Note that she does not explain what's wrong with these actions or sentiments; she merely ridicules them. (Except for the last one; she assumes that one is so revoltingly far beyond the pale as to need no discussion.) The comment by Ortega y Gasset is dismissed as abruptly: It's "intellectual blather." She feels no need to explain why this is so.

However, the idea that having made a kill is central to the activity of hunting is not as fatuous as Ms. Williams proclaims it to be.1 The good hunters I have known kill as quickly and cleanly as possible. Whether their objective is to put food on someone's table, or a trophy on the wall at home, failure to kill with the first shot is regarded as sloppy and shameful. Of course there are those desirous of clean-kill bragging rights, but who can only pretend they have the skill to ever actually make a clean kill, or any sort of kill. That is why there are safaris in which the guide shoots the lion upon which the client, grinning, places his foot for the photograph. I've heard that sometimes the quarry is tethered in place so the client can scarcely ever miss. I would say these are not true hunts; all they demonstrate is pretend prowess on the part of the client.
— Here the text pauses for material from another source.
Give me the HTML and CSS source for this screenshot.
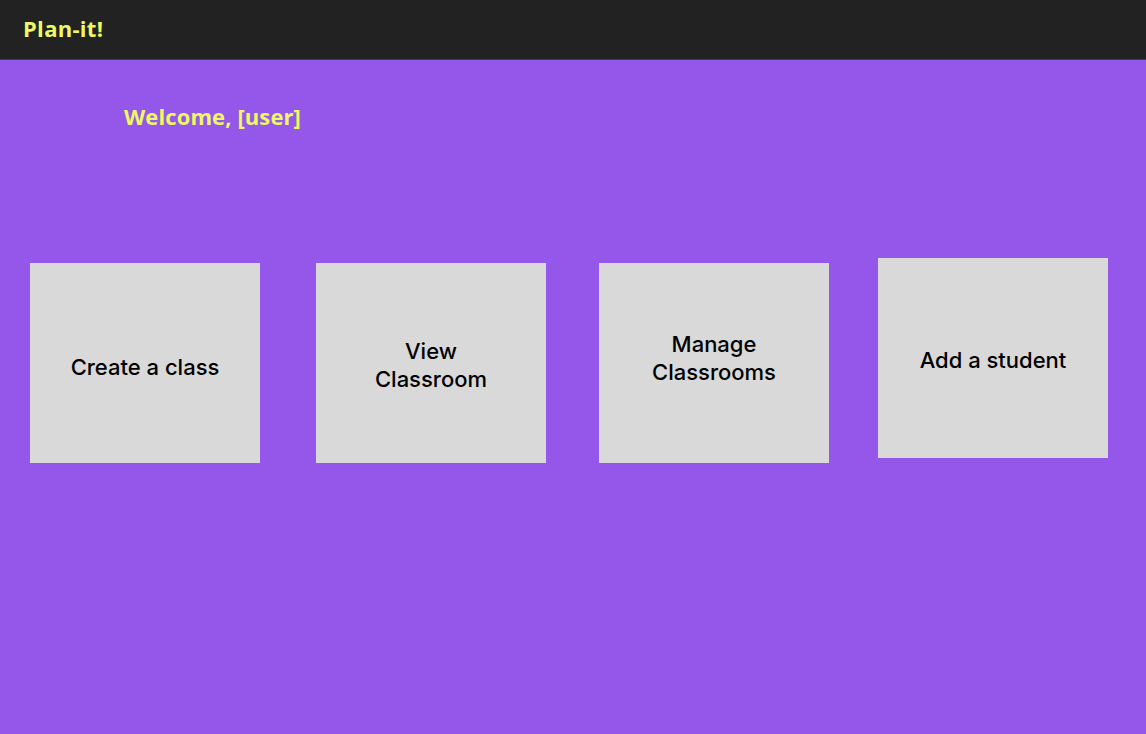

Hemingway understood that facing a dangerous animal yourself and killing it by your own skill amounts to a rite of passage at whatever age you do it. If our spin-besotted culture honors the pretense as much as the real deal, that does not diminish the fact that the latter is a genuine achievement. Valid reasons to condemn sport hunting may exist: the cruelty and vanity of killing animals for trophies, or for pleasure; the inequality of the contest; the waste of food, hides, etc.; the destruction of a vanishing species; the imbalancing of predator-prey relationships; and of course the sham contests I described above. But it is not valid to dismiss the entire idea of hunting because it involves killing. This is what Ms. Williams does. And she dismisses the hunters' argument that anyone who eats meat relies on the killing of animals, but that argument too is a valid one. Indeed, I think a case can be made that killing and butchering the animals you consume by your own hand is more honorable than picking up factory-slaughtered chops, ribs, or hamburger at the market.2

I say this as someone who long ago decided I would never track and shoot wild animals with anything but a camera. I do view sport hunting as wrong. But that is largely because I see it done by so many inept hunters.3 This is one form of Garrett Hardin's tragedy of the commons: people tending to destroy a public good by mismanaging it. Subsistence hunting (which Ms. Williams also dismisses out of hand with "As for subsistence hunting, please... The subsistence line is such a cynical one.") is a valid reason for hunting. So is culling a herd that has expanded beyond its food supply and may encroach on human settlements.

The entire book should not be judged on the defects of this one essay. It is an eclectic collection, drawn from original publication in various magazines. She writes about the electric chair, about odd Ed Leedskalin and his coral castle, about Swan Hellenic Educational Cruise #447. The writing is quirky, sometimes manic, in a few places even shrill (as she herself notes.) Nevertheless, every one of these essays is enjoyable and worth reading once. Three of them are notably elegant in getting their points across. They are, in order of elegance:

Joy Williams is an award-winning novelist. I haven't read any of her novels, but I'll venture to say that those awards are deserved. While I don't rate it a keeper and can't give it my highest score, I find Ill Nature well worth reading once, and maybe twice.

1 I suppose the best way to express this is to say, "It's a guy thing."
2 But of course the logistics of our densely populated planet precludes this becoming general practice.
3 I admit to being influenced in this view by certain columns of the late Mike Royko. A long-time Chicago Tribune columnist, Royko had a sharp eye and a scornful word for people who handled guns poorly.